Design of localized high-concentration electrolytes: dual-anion assisted construction of high-energy-density lithium-metal batteries with wide temperature range

Abstract

The development of high energy density lithium batteries and their use under extreme temperatures present significant challenges for commercial carbonate-based electrolytes. This study reports a local high-concentration electrolyte based on ethyl acetate (EA)/fluoroethylene carbonate (FEC), with lithium difluoro(oxalato)borate (LiDFOB) as the primary lithium salt. By adjusting the lithium salt concentration and adding lithium difluorophosphate (LiPO₂F₂) to regulate the solvation structure of lithium ions, the desolvation process of Li⁺ is accelerated, resulting in a well-formed electrode/electrolyte interface.

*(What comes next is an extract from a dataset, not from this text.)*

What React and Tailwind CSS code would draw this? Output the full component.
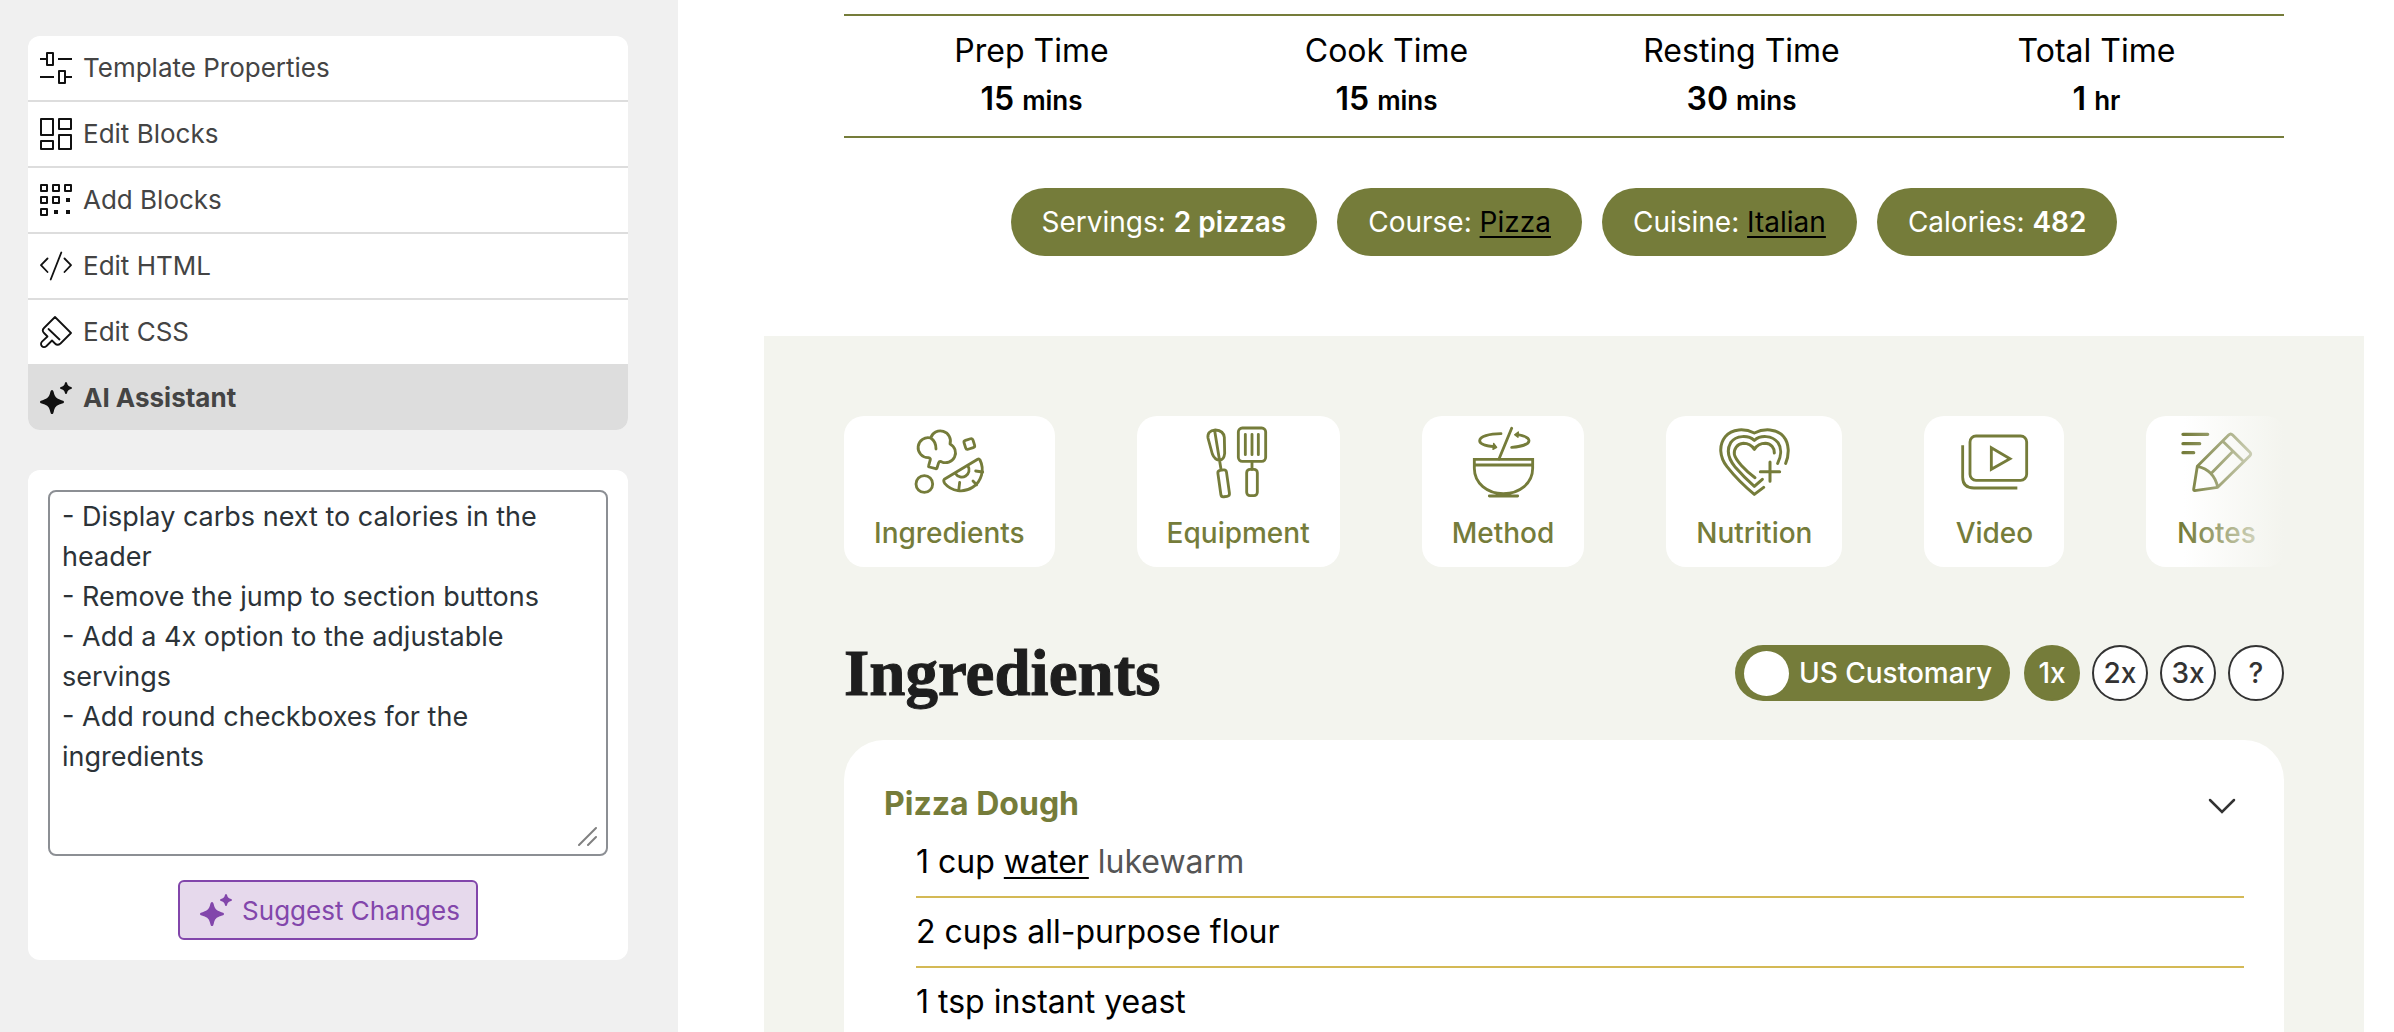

The formulated electrolyte enables the Li/Lithium Cobalt Oxide (LCO) battery to stably cycle at a high cutoff voltage of 4.5 V. After 800 cycles at a rate of 1C, the capacity retention is 81.2 %. Even under high-rate cycling at 10C, the initial capacity can be maintained at around 85.0 %.Additionally, it exhibits good conductivity at low temperatures, with batteries using this electrolyte demonstrating excellent low-temperature performance even at −40 °C. At a rate of 0.1C, it provides an initial capacity of 173 mAh g⁻¹, with a capacity retention of 94.2 % after 200 cycles. This work enables high-voltage, fast-charging, and low-temperature capabilities in lithium batteries through optimized electrolyte formulation and artificial construction of solid electrolyte interfaces, presenting innovative strategies for electrolyte design across multi-scenario applications.